[Task brief] Your task is to copy every line of the records below that contains "this".

[Records provided]
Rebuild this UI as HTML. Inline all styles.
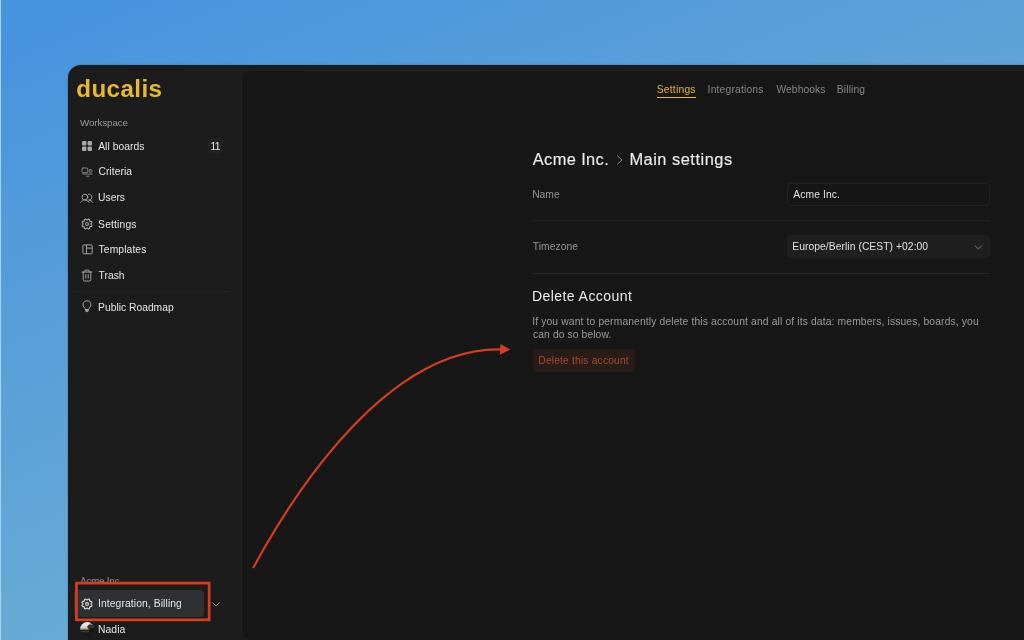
...
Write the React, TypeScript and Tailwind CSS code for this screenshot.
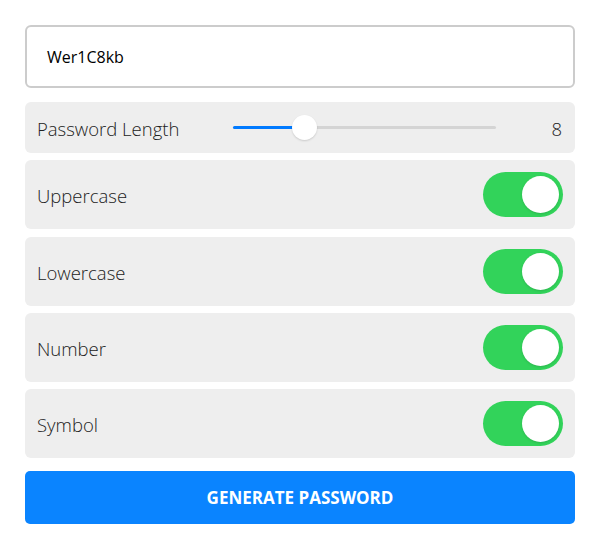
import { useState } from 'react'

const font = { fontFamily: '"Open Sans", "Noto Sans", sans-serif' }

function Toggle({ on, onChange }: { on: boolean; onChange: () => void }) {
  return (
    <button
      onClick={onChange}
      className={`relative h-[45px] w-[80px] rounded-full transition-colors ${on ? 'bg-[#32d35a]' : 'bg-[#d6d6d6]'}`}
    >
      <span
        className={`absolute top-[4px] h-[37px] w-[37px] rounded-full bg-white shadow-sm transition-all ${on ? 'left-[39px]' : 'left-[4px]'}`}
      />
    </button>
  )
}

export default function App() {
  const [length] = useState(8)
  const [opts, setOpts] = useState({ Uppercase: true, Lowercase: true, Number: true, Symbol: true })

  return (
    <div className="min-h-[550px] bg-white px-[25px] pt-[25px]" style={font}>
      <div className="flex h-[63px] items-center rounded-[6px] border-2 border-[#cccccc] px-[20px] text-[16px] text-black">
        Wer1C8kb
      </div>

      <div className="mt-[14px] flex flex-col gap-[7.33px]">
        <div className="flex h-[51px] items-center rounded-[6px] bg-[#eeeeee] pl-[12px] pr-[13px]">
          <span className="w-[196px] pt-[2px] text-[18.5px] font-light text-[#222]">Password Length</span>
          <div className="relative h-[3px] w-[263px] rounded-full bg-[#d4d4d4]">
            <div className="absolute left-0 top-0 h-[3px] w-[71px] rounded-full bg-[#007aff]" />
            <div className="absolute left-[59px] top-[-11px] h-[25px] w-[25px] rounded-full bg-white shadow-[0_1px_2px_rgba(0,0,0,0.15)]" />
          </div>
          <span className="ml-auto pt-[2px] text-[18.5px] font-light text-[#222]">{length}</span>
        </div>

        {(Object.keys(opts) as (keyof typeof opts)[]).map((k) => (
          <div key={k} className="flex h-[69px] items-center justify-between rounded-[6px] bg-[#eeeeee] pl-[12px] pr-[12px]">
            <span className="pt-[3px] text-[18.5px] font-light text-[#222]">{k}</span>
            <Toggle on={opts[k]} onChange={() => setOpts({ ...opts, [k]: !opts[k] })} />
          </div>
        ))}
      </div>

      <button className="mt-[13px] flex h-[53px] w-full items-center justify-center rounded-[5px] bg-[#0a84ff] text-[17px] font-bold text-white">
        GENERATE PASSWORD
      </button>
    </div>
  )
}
==
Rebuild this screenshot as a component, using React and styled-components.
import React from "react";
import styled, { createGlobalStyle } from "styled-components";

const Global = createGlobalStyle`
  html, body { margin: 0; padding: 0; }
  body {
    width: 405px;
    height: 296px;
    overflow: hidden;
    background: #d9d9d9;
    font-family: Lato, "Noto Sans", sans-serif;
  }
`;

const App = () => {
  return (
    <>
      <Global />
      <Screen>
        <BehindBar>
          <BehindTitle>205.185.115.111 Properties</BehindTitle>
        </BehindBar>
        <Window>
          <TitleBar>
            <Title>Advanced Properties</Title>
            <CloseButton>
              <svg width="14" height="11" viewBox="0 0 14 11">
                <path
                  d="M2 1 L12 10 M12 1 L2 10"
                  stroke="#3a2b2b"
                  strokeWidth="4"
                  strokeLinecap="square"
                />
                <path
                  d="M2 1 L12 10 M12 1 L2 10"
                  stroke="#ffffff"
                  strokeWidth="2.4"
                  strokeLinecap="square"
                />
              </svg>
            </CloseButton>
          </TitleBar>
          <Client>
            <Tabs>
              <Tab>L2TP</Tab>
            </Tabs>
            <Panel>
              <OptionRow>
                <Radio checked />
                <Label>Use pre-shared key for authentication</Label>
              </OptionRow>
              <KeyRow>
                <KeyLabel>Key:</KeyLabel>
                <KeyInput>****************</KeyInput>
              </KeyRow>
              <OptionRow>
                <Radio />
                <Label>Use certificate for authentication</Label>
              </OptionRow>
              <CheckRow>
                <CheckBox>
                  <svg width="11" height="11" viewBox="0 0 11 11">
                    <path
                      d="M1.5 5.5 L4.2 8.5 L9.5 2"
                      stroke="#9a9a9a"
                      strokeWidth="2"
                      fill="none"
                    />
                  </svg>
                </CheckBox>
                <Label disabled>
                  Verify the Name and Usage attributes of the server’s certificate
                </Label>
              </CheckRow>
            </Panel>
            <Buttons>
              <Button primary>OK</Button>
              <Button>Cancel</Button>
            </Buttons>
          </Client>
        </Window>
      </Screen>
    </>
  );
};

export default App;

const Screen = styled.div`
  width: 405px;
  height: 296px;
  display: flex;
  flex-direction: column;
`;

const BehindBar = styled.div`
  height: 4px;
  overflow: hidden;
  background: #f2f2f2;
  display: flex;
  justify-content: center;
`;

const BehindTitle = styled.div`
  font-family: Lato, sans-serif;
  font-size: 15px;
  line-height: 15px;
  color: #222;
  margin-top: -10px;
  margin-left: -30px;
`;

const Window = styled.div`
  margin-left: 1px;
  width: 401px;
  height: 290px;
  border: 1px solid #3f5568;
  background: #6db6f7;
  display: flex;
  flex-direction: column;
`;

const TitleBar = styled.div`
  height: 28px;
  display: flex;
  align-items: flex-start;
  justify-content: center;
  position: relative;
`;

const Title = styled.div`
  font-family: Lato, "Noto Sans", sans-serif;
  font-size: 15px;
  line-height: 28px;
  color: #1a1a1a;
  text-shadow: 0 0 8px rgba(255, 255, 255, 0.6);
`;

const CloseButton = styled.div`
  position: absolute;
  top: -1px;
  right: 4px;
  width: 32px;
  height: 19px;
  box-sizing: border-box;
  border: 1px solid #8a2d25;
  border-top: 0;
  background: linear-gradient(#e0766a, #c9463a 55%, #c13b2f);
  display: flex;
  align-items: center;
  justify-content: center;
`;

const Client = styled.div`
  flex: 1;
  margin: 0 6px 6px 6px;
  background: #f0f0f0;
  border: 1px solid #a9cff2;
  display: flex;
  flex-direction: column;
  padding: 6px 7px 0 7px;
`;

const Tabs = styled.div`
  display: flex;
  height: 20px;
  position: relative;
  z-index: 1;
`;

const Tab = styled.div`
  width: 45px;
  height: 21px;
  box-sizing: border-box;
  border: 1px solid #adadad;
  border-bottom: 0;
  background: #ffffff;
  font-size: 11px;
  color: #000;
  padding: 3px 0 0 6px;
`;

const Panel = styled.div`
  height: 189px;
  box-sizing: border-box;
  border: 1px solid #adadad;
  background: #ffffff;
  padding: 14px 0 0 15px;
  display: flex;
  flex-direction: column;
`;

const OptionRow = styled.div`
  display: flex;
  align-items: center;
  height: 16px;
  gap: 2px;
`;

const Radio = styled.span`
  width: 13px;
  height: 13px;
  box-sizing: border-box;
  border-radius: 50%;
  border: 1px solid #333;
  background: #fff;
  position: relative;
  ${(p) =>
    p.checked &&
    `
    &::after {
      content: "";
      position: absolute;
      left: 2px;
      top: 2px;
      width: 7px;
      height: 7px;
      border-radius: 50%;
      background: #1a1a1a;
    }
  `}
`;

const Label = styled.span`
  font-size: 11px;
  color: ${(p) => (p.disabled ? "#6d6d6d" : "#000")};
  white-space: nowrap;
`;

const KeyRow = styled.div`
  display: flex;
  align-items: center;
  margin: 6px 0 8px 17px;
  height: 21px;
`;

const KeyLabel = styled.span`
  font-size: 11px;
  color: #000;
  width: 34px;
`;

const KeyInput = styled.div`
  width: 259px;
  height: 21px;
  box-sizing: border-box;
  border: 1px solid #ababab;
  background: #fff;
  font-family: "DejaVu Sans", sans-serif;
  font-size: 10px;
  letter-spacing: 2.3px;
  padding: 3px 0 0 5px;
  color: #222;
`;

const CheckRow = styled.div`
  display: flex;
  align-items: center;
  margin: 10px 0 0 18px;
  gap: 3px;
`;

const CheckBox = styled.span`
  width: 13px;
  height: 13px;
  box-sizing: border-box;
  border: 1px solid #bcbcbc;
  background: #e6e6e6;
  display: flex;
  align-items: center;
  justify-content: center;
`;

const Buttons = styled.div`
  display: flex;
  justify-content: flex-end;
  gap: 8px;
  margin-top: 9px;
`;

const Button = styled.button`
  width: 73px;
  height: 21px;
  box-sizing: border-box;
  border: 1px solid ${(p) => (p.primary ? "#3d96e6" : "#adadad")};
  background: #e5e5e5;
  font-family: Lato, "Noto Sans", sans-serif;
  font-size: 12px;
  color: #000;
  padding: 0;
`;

[Reply]
Rebuild this UI as HTML. Inline all styles.
Write the React, TypeScript and Tailwind CSS code for this screenshot.
Rebuild this screenshot as a component, using React and styled-components.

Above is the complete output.